- WHAT NEEDS TO BE DONE: In the data that follows, count every line holding the string "React" and give the count alone.

** Begin PROVIDED MATERIAL **

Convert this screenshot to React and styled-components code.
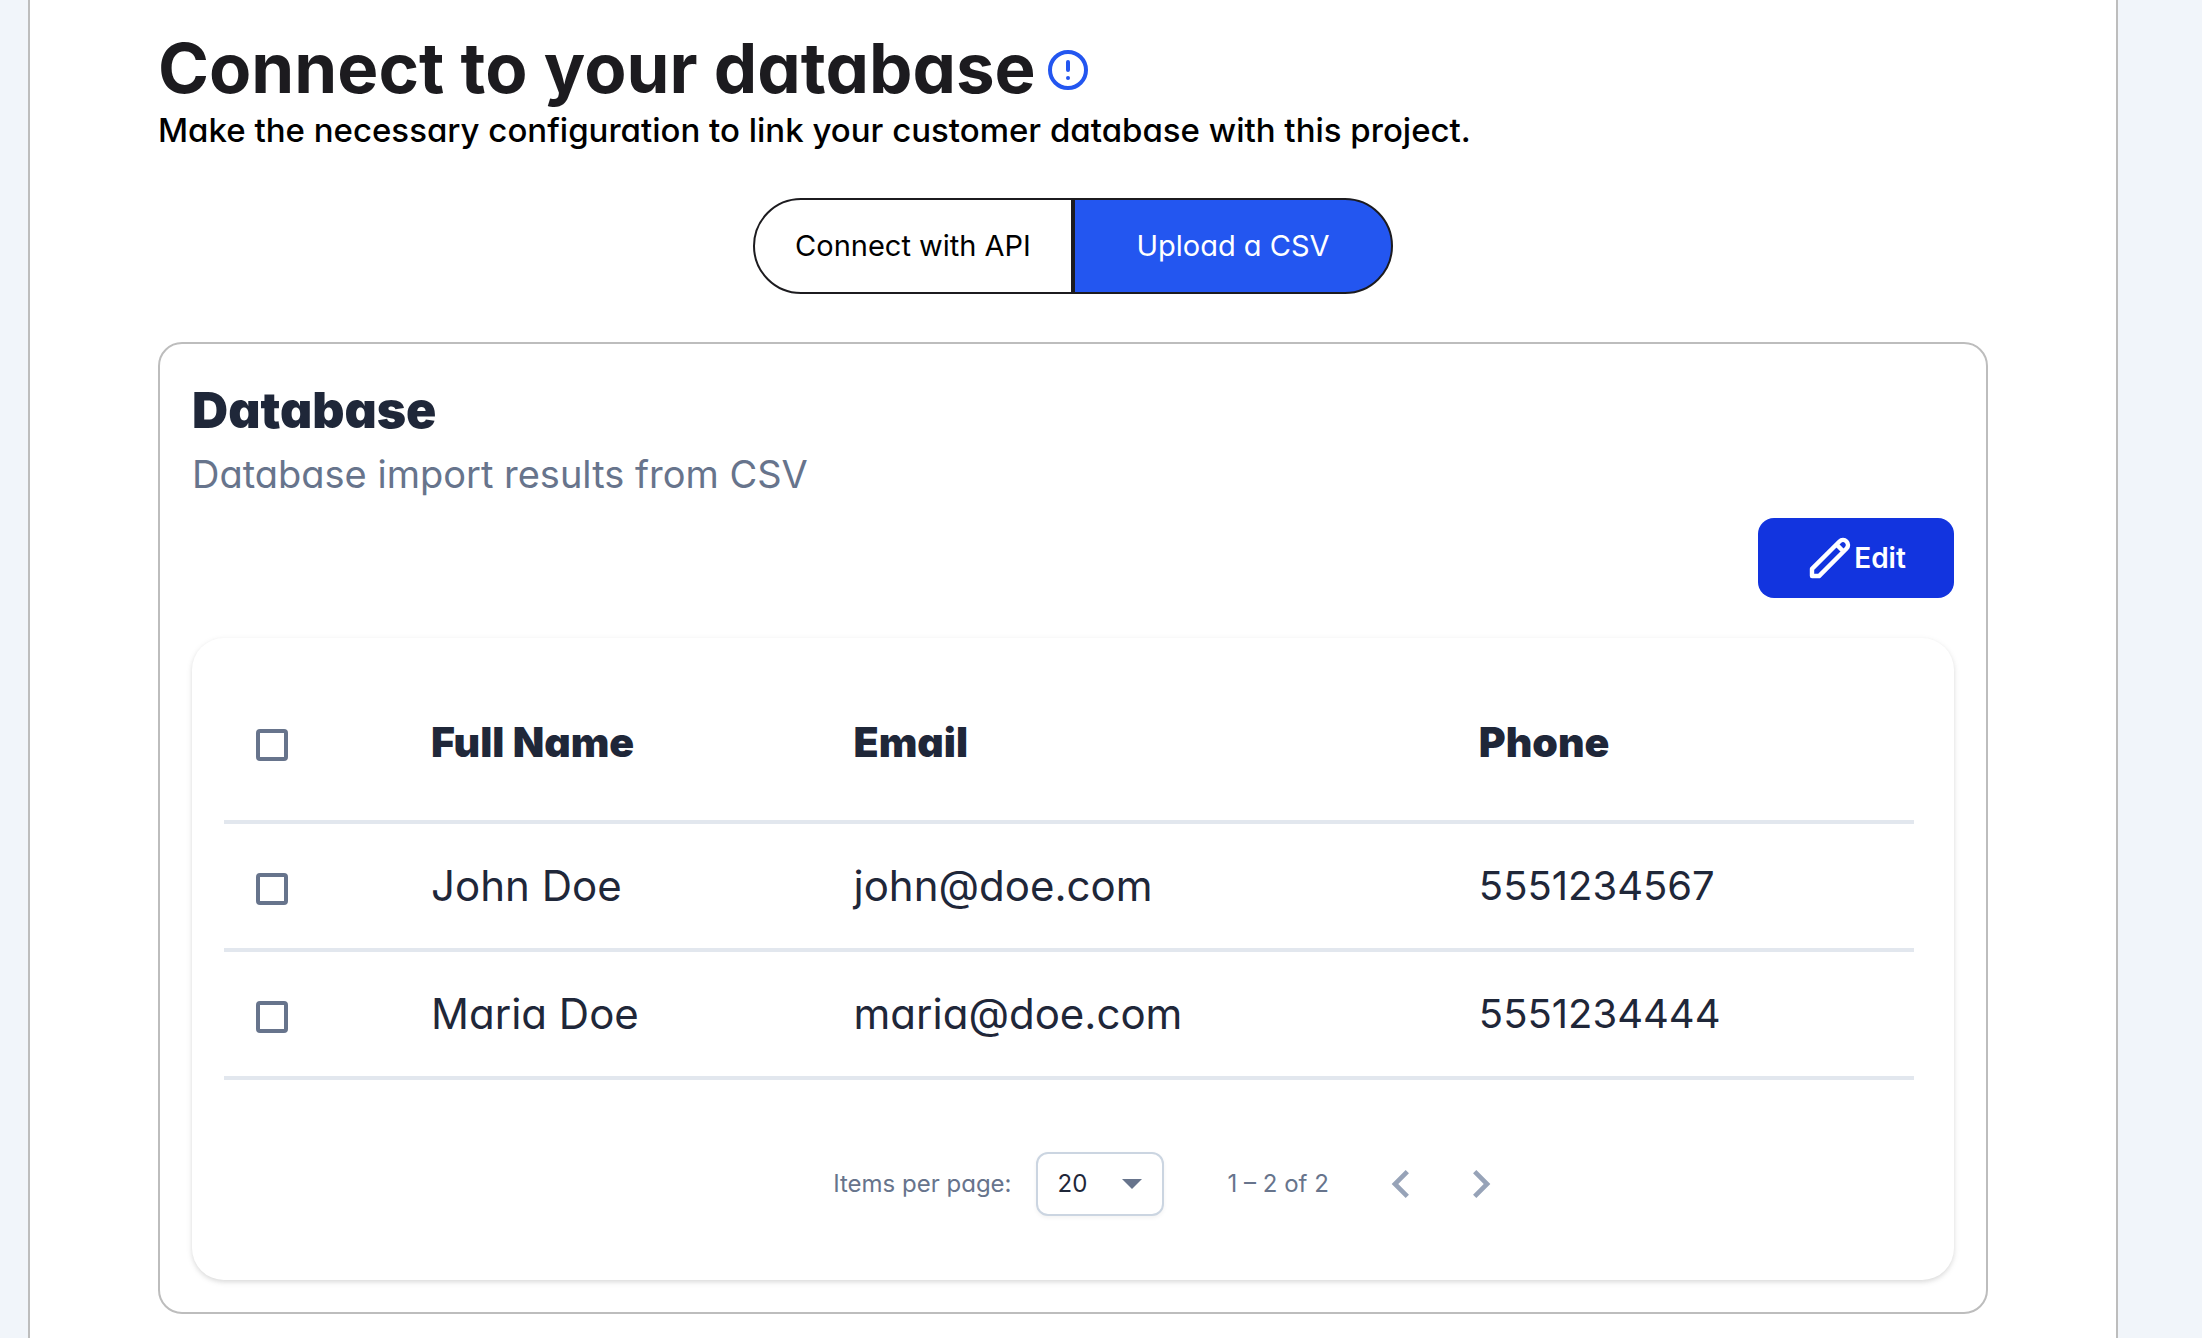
import React, { useState } from 'react';
import styled, { createGlobalStyle } from 'styled-components';

const GlobalStyle = createGlobalStyle`
  *, *::before, *::after {
    box-sizing: border-box;
  }
  body {
    margin: 0;
    background: #f1f5fa;
    font-family: Inter, 'Open Sans', sans-serif;
    font-feature-settings: 'cv11';
    color: #1f2739;
  }
  button, select, input {
    font: inherit;
    font-feature-settings: inherit;
    margin: 0;
  }
`;

const Panel = styled.main`
  min-height: 100vh;
  margin: 0 84px 0 28px;
  padding: 28px 128px 24px;
  background: #fff;
  border: solid #bdbdbd;
  border-width: 0 2px;
`;

const TitleRow = styled.header`
  display: flex;
  align-items: center;
  gap: 8px;
`;

const Title = styled.h1`
  margin: 0;
  font-size: 69px;
  font-weight: 700;
  line-height: 80px;
  color: #1c1b1f;
`;

const InfoButton = styled.button`
  display: flex;
  padding: 4px 0 0;
  border: 0;
  background: none;
  color: #2356f0;
`;

const Intro = styled.p`
  margin: 0;
  font-size: 33px;
  font-weight: 500;
  line-height: 44px;
  color: #000;
`;

const ToggleGroup = styled.div`
  display: flex;
  justify-content: center;
  margin: 46px 0 48px;
`;

const Toggle = styled.button`
  width: 320px;
  height: 96px;
  padding: 0 0 2px;
  border: 2px solid #1c1b1f;
  background: ${(p) => (p.$active ? '#2356f0' : '#fff')};
  color: ${(p) => (p.$active ? '#fff' : '#000')};
  font-size: 29px;

  &:first-child {
    border-radius: 48px 0 0 48px;
  }
  &:last-child {
    border-radius: 0 48px 48px 0;
  }
`;

const Card = styled.section`
  display: flex;
  flex-direction: column;
  padding: 32px;
  border: 2px solid #bdbdbd;
  border-radius: 24px;
`;

const CardTitle = styled.h2`
  margin: 0;
  font-size: 50px;
  font-weight: 900;
  line-height: 68px;
`;

const CardText = styled.p`
  margin: 0 0 14px;
  font-size: 38px;
  line-height: 60px;
  color: #67748c;
`;

const EditButton = styled.button`
  display: flex;
  align-items: center;
  justify-content: center;
  align-self: flex-end;
  width: 196px;
  height: 80px;
  margin-bottom: 40px;
  padding: 0;
  border: 0;
  border-radius: 16px;
  background: #1234df;
  color: #fff;
  font-size: 28px;
  font-weight: 600;
`;

const Sheet = styled.div`
  padding: 26px 40px 64px 32px;
  border-radius: 32px;
  background: #fff;
  box-shadow: 0 2px 6px rgba(0, 0, 0, 0.1), 0 2px 4px rgba(0, 0, 0, 0.06);
`;

const Table = styled.table`
  width: 100%;
  table-layout: fixed;
  border-collapse: separate;
  border-spacing: 0;
`;

const Col = styled.col`
  width: ${(p) => p.$width};
`;

const HeadCell = styled.th`
  height: 160px;
  padding: 0;
  border-bottom: 4px solid #e2e7ee;
  font-size: 41px;
  font-weight: 900;
  line-height: 48px;
  text-align: left;
`;

const Cell = styled.td`
  height: 128px;
  padding: 0;
  border-bottom: 4px solid #e2e7ee;
  font-size: ${(p) => (p.$numeric ? 40 : 42)}px;
  line-height: 48px;
`;

const Checkbox = styled.input`
  appearance: none;
  display: block;
  width: 32px;
  height: 32px;
  margin: 6px 0 0 32px;
  border: 4px solid #67748c;
  border-radius: 4px;

  &:checked {
    background: #1234df;
    border-color: #1234df;
  }
`;

const Paginator = styled.nav`
  display: flex;
  align-items: center;
  justify-content: center;
  padding: 72px 0 0 216px;
  font-size: 24px;
  line-height: 32px;
  color: #67748c;
`;

const SelectBox = styled.div`
  position: relative;
  margin: 0 64px 0 24px;
`;

const Select = styled.select`
  appearance: none;
  display: block;
  width: 128px;
  height: 64px;
  padding: 0 20px;
  border: 2px solid #cbd5e1;
  border-radius: 12px;
  background: #fff;
  color: #1f2739;
  box-shadow: 0 2px 4px rgba(0, 0, 0, 0.05);
`;

const Arrow = styled.svg`
  position: absolute;
  top: 27px;
  right: 22px;
  pointer-events: none;
`;

const Range = styled.span`
  margin-right: 32px;
`;

const PageButton = styled.button`
  display: flex;
  align-items: center;
  justify-content: center;
  width: 80px;
  height: 64px;
  padding: 0;
  border: 0;
  background: none;
  color: #97a3b8;
`;

const InfoIcon = () => (
  <svg width="48" height="48" viewBox="0 0 24 24" fill="none" stroke="currentColor" strokeWidth="2" strokeLinecap="round" aria-hidden="true">
    <circle cx="12" cy="12" r="9" />
    <path d="M12 8v4m0 4h.01" />
  </svg>
);

const PencilIcon = () => (
  <svg width="48" height="48" viewBox="0 0 24 24" fill="none" stroke="currentColor" strokeWidth="2.2" strokeLinecap="round" strokeLinejoin="round" aria-hidden="true">
    <path d="M15.232 5.232l3.536 3.536m-2.036-5.036a2.5 2.5 0 113.536 3.536L6.5 21.036H3v-3.572L16.732 3.732z" />
  </svg>
);

const ChevronIcon = ({ path }) => (
  <svg width="56" height="56" viewBox="0 0 24 24" fill="currentColor" aria-hidden="true">
    <path d={path} />
  </svg>
);

const rows = [
  { name: 'John Doe', email: 'john@doe.com', phone: '5551234567' },
  { name: 'Maria Doe', email: 'maria@doe.com', phone: '5551234444' },
];

export default function App() {
  const [source, setSource] = useState('csv');

  return (
    <>
      <GlobalStyle />
      <Panel>
        <TitleRow>
          <Title>Connect to your database</Title>
          <InfoButton type="button" aria-label="More information">
            <InfoIcon />
          </InfoButton>
        </TitleRow>
        <Intro>Make the necessary configuration to link your customer database with this project.</Intro>

        <ToggleGroup role="group" aria-label="Data source">
          <Toggle type="button" $active={source === 'api'} aria-pressed={source === 'api'} onClick={() => setSource('api')}>
            Connect with API
          </Toggle>
          <Toggle type="button" $active={source === 'csv'} aria-pressed={source === 'csv'} onClick={() => setSource('csv')}>
            Upload a CSV
          </Toggle>
        </ToggleGroup>

        <Card>
          <CardTitle>Database</CardTitle>
          <CardText>Database import results from CSV</CardText>
          <EditButton type="button">
            <PencilIcon />
            Edit
          </EditButton>

          <Sheet>
            <Table>
              <colgroup>
                <Col $width="12.25%" />
                <Col $width="25%" />
                <Col $width="37%" />
                <Col />
              </colgroup>
              <thead>
                <tr>
                  <HeadCell>
                    <Checkbox type="checkbox" aria-label="Select all rows" />
                  </HeadCell>
                  <HeadCell scope="col">Full Name</HeadCell>
                  <HeadCell scope="col">Email</HeadCell>
                  <HeadCell scope="col">Phone</HeadCell>
                </tr>
              </thead>
              <tbody>
                {rows.map((row) => (
                  <tr key={row.email}>
                    <Cell>
                      <Checkbox type="checkbox" aria-label={`Select ${row.name}`} />
                    </Cell>
                    <Cell>{row.name}</Cell>
                    <Cell>{row.email}</Cell>
                    <Cell $numeric>{row.phone}</Cell>
                  </tr>
                ))}
              </tbody>
            </Table>

            <Paginator aria-label="Pagination">
              <label htmlFor="page-size">Items per page:</label>
              <SelectBox>
                <Select id="page-size" defaultValue="20">
                  <option>10</option>
                  <option>20</option>
                  <option>50</option>
                </Select>
                <Arrow width="20" height="10" viewBox="0 0 20 10" fill="#67748c" aria-hidden="true">
                  <path d="M0 0h20L10 10z" />
                </Arrow>
              </SelectBox>
              <Range>1 – 2 of 2</Range>
              <PageButton type="button" aria-label="Previous page">
                <ChevronIcon path="M15.41 7.41 14 6l-6 6 6 6 1.41-1.41L10.83 12z" />
              </PageButton>
              <PageButton type="button" aria-label="Next page">
                <ChevronIcon path="M10 6 8.59 7.41 13.17 12l-4.58 4.59L10 18l6-6z" />
              </PageButton>
            </Paginator>
          </Sheet>
        </Card>
      </Panel>
    </>
  );
}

** End PROVIDED MATERIAL **

- ANSWER TO THE PROBLEM: 2